October 18, 2006
Oystrygods Gaggin Oil God
Ian Bogost announces his and Persuasive Games’ new Arcade Wire game, Oil God.
You are an Oil God! Wreak havoc on the world’s oil supplies by unleashing war and disaster. Bend governments and economies to your will to alter trade practices. Your goal? Double consumer gasoline prices in five years using whatever means necessary: start wars, overthrow leaders, spawn natural disasters ? even beckon the assistance of extra-terrestrial overlords. The game explores the relationship between gas prices, geopolitics, and oil profits.
Rumor has it that Ian’s original game idea, Crack God, was deemed too controversial and not newsworthy enough by his editor.
October 19th, 2006 at 9:38 pm
[…] ng one of these texts. But in the meantime you can check out Ian Bogost’s new game, Oil God! Bogost has created a series of “political” games, of […]
October 20th, 2006 at 1:45 pm
It should have been named “Hell of Oil” after the ‘Hell of Sand’ sandbox-style games.
I Love it. But also suck at it.
I had an idea for a 9/11 Truth game similarly based on the ‘Hell of Sand’ games; you are given a number of means to attempt to bring down the WTC and various other buildings in the NY skyline, planes included. Except this simulation accounts for the temperature that steel melts at and the temperature airplane fuel burns at- Geez, it’s really hard to bring down those towers with just planes! In fact, it’s nearly impossible to recreate the effects of 9/11 without using the “demolitions” function!
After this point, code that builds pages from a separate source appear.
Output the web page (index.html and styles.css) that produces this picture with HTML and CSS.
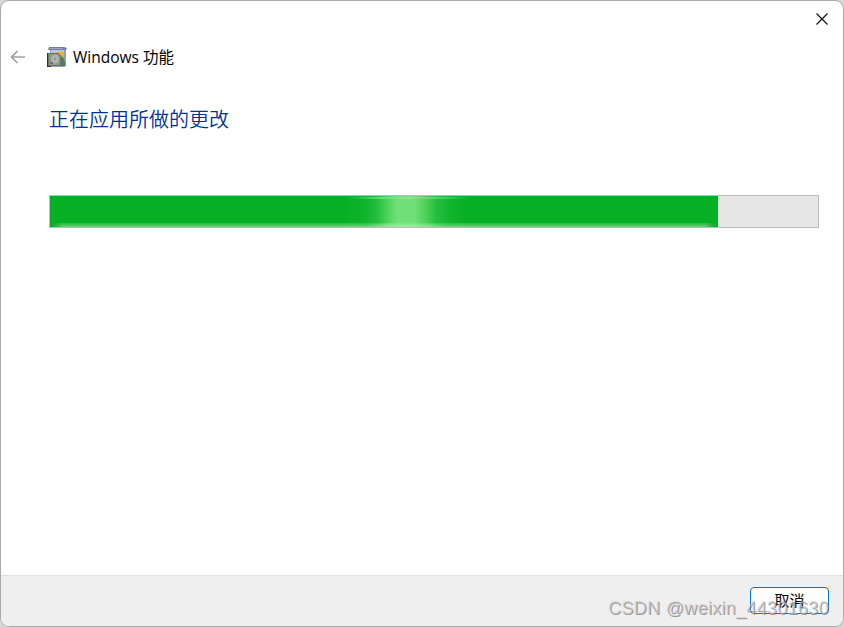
FILE: index.html
```html
<!DOCTYPE html>
<html lang="zh-CN">
<head>
<meta charset="utf-8">
<title>Windows 功能</title>
<link rel="stylesheet" href="styles.css">
</head>
<body>
<main class="window">
  <div class="titlebar">
    <svg class="close" viewBox="0 0 12 12" width="12" height="12"><path d="M.5.5l11 11M11.5.5l-11 11"/></svg>
  </div>
  <header class="header">
    <svg class="back" viewBox="0 0 16 14" width="16" height="14"><path d="M15 7H1.5M7.5 1l-6 6 6 6"/></svg>
    <svg class="app-icon" viewBox="0 0 20 20" width="20" height="20">
      <path fill="#8e9cc2" d="M3 3h16v16l-2 1H4z"/>
      <path fill="#7480a0" d="M2 0h15l3 1-1 2H1z"/>
      <path fill="#99a6c3" d="M3 1h13v1H3z"/>
      <path fill="#b9c3d9" d="M4 3h13v3H4z"/>
      <path fill="#efb321" d="M9 5h8v8H9z"/>
      <path fill="#fff0a0" d="M11 7h3v2h-3z"/>
      <path fill="#4b8058" d="M13 9l3 1 2 5v4H5V9z"/>
      <path fill="#697469" d="M1 6h10l3 2v11H1z"/>
      <path fill="#8d978b" d="M2 7h9l2 2v9H2z"/>
      <ellipse cx="8" cy="12" rx="4" ry="4.5" fill="#aeb5ac"/>
      <circle cx="8" cy="12" r="1.2" fill="#8b978b"/>
      <path fill="#303330" d="M0 6h1v13h3v1H0z"/>
      <path fill="#6c756d" d="M3 15h3v2H3z"/>
    </svg>
    <span class="title">Windows 功能</span>
  </header>
  <section class="content">
    <h1>正在应用所做的更改</h1>
    <div class="progress"><div class="fill"><div class="edge"></div><div class="glow"></div><div class="shine"></div></div></div>
  </section>
  <footer class="footer"><button>取消</button></footer>
  <div class="watermark">CSDN @weixin_44301630</div>
</main>
</body>
</html>
```
FILE: styles.css
```css
* { box-sizing: border-box; }
body {
  margin: 0;
  height: 627px;
  overflow: hidden;
  background: #d7d7d7;
  font-family: "Open Sans", "Noto Sans CJK SC", sans-serif;
}
.window {
  position: relative;
  display: flex;
  flex-direction: column;
  width: 844px;
  height: 627px;
  overflow: hidden;
  border: 1px solid #aaa;
  border-radius: 9px;
  background: #fff;
}
.titlebar {
  display: flex;
  justify-content: flex-end;
  height: 38px;
  padding: 12px 15px 0 0;
}
.close, .back { fill: none; stroke: #111; stroke-width: 1.2; }
.header {
  display: flex;
  align-items: center;
  height: 36px;
  padding-left: 9px;
}
.back { stroke: #a0a0a0; stroke-width: 1.7; }
.app-icon { margin-left: 21px; }
.title {
  margin-left: 6px;
  color: #000;
  font-size: 15.5px;
  line-height: 24px;
  white-space: nowrap;
}
.content { flex: 1; padding: 29px 24px 0 48px; }
h1 {
  margin: 0;
  height: 30px;
  color: #003399;
  font: 350 20px/30px "Noto Sans CJK SC", sans-serif;
}
.progress {
  width: 770px;
  height: 33px;
  margin-top: 61px;
  border: 1px solid #bcbcbc;
  background: #e6e6e6;
}
.fill {
  position: relative;
  width: 668px;
  height: 31px;
  background: #06b025;
}
.edge, .glow, .shine { position: absolute; }
.edge {
  inset: auto 0 0;
  height: 4px;
  background: linear-gradient(#27ba41, #67d279);
  mask-image: linear-gradient(90deg, transparent 2px, #000 14px, #000 654px, transparent 666px);
}
.glow {
  top: 0;
  bottom: 0;
  left: 295px;
  width: 120px;
  background: linear-gradient(90deg, transparent, rgba(120, 229, 125, .08) 17%, rgba(120, 229, 125, .28) 27%, rgba(120, 229, 125, .78) 39%, rgba(120, 229, 125, .92) 44%, rgba(120, 229, 125, .92) 58%, rgba(120, 229, 125, .66) 66%, rgba(120, 229, 125, .28) 76%, rgba(120, 229, 125, .08) 89%, transparent);
}
.glow::after {
  content: "";
  position: absolute;
  inset: auto 20px 0;
  height: 5px;
  background: radial-gradient(ellipse at bottom, #a5eea5, transparent 70%);
}
.shine {
  top: 1px;
  left: 298px;
  width: 122px;
  height: 2px;
  background: linear-gradient(90deg, transparent, #78df83 35%, #8de892 50%, #67d676 65%, transparent);
}
.footer {
  display: flex;
  justify-content: flex-end;
  height: 51px;
  padding: 11px 14px 0 0;
  border-top: 1px solid #dfdfdf;
  background: #efefef;
}
button {
  width: 79px;
  height: 27px;
  padding: 0 0 2px;
  border: 1px solid #0078d4;
  border-radius: 4px;
  background: #fdfdfd;
  color: #000;
  font: 400 15px/22px "Noto Sans CJK SC", sans-serif;
}
.watermark {
  position: absolute;
  top: 596px;
  left: 607px;
  color: rgba(205, 205, 205, .65);
  font: 400 18px/22px "Liberation Sans", sans-serif;
  letter-spacing: .3px;
  text-shadow: 1px 1px 0 rgba(105, 105, 105, .65);
  white-space: nowrap;
}
```
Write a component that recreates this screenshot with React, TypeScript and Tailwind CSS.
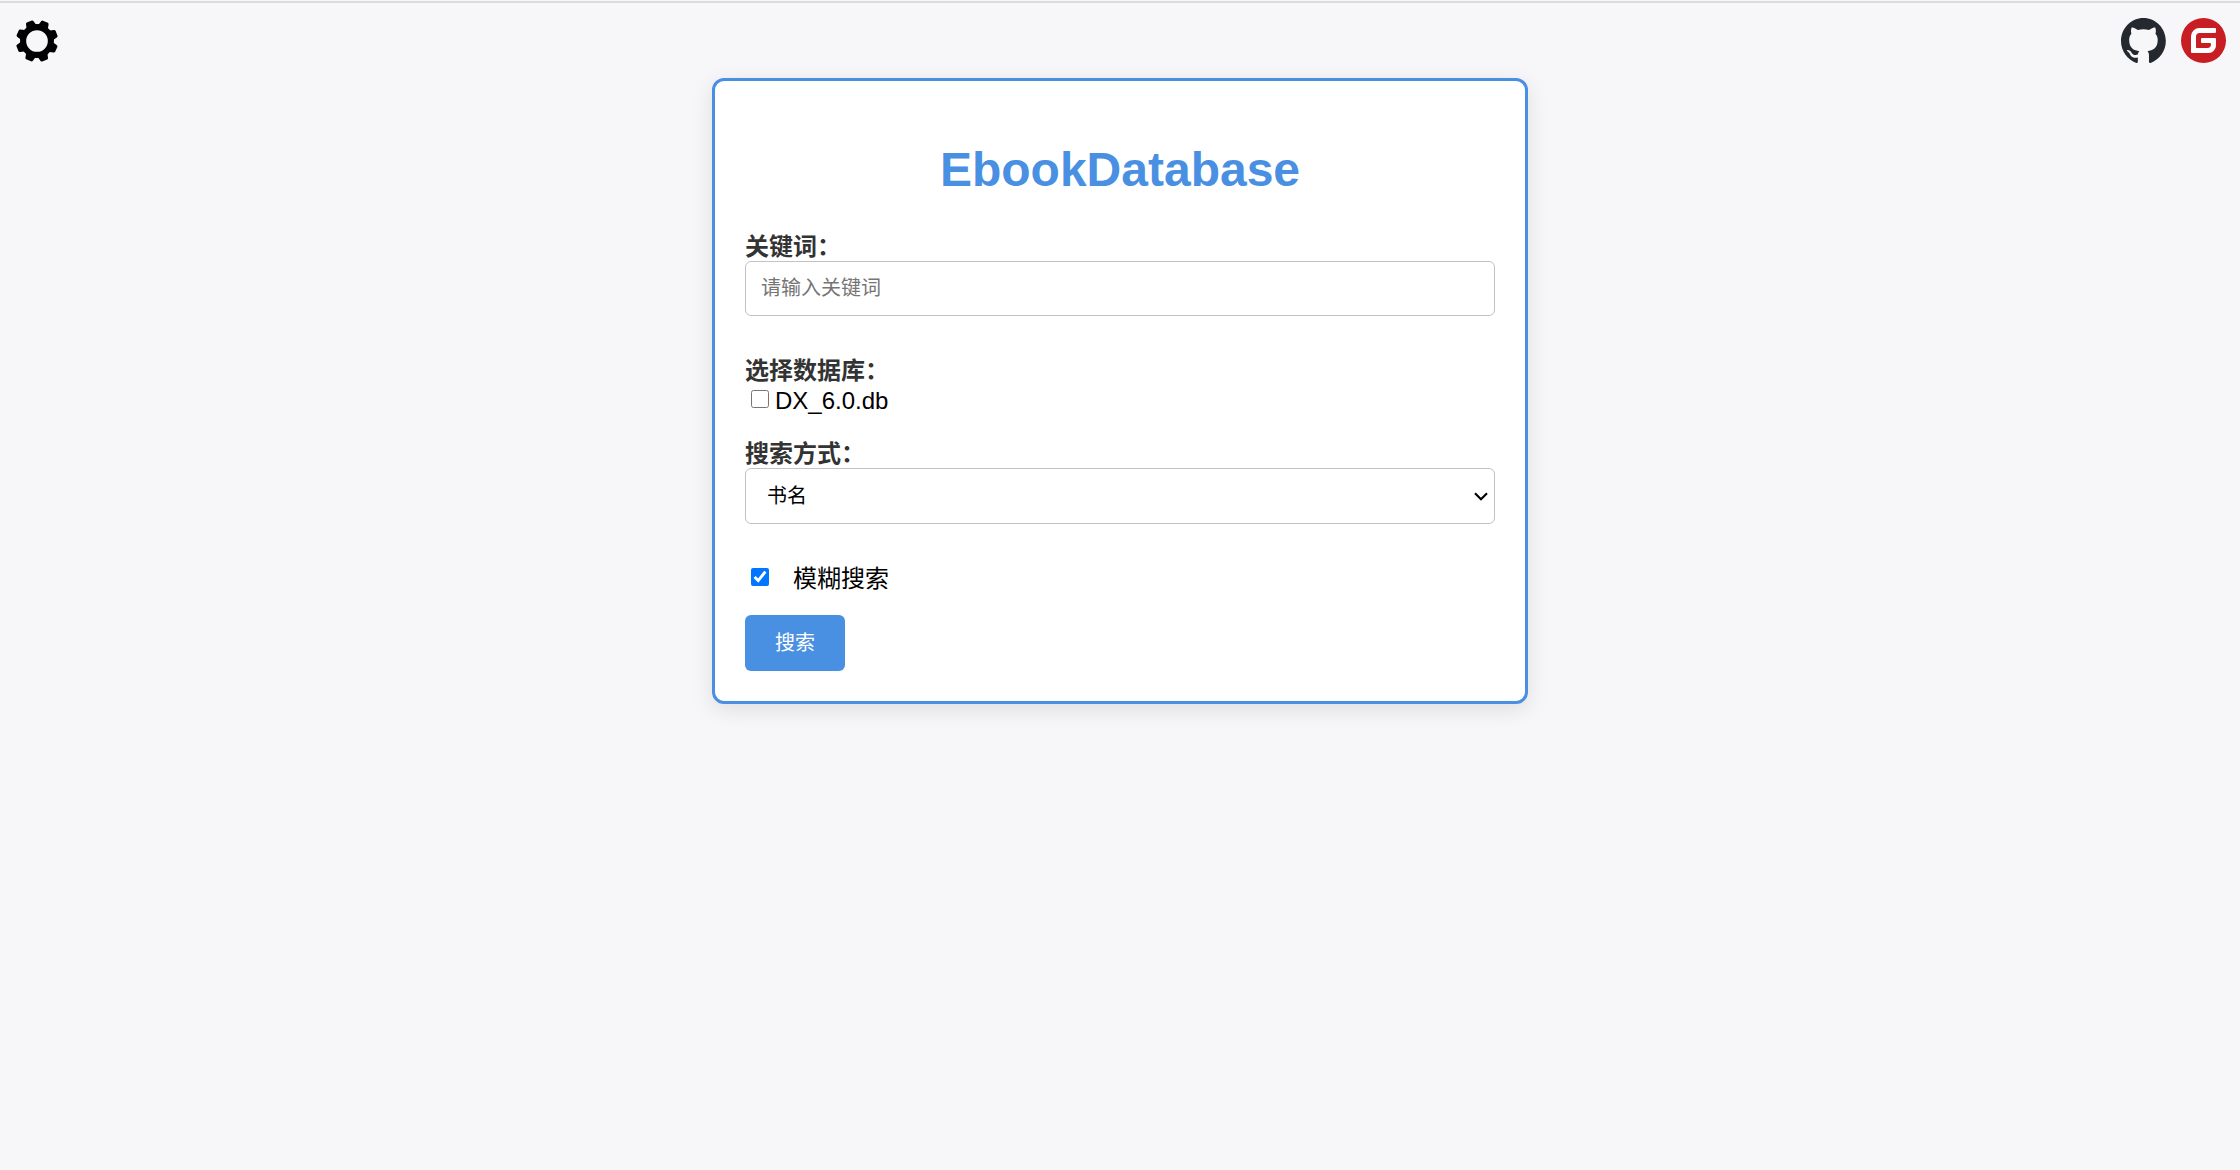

So edgy… so political… so neccesary.
The disclaimer that Gonzalo Frasca offers at the intro to his “Sept 12th” sim assumes higher meaning:
“This is not a game.”
October 28th, 2006 at 7:24 pm
When I first saw the comparison to Balance of Power (in Nick’s concept equation), it made me think of rich and complex simulations, which actually seem inappropriate for a newsgame. To function as the game equivalent of an editorial cartoon, newsgames need to exhibit a “get-in-and-get-out” interaction that quickly communicates the point the game makes. When I actually played Oil God, however, it did indeed function as a newsgame. There didn’t seem to be a complex Balance of Power-like simulation under the hood – you can make oil prices go up by raining plagues upon the oil producing countries, without thinking too much about which ones, why, in what order. Oil God communicates its point through the verbs it makes available to the player – the list of ways you can manipulate countries provides the commentary on how energy companies manipulate the market (and the callousness with which they do so).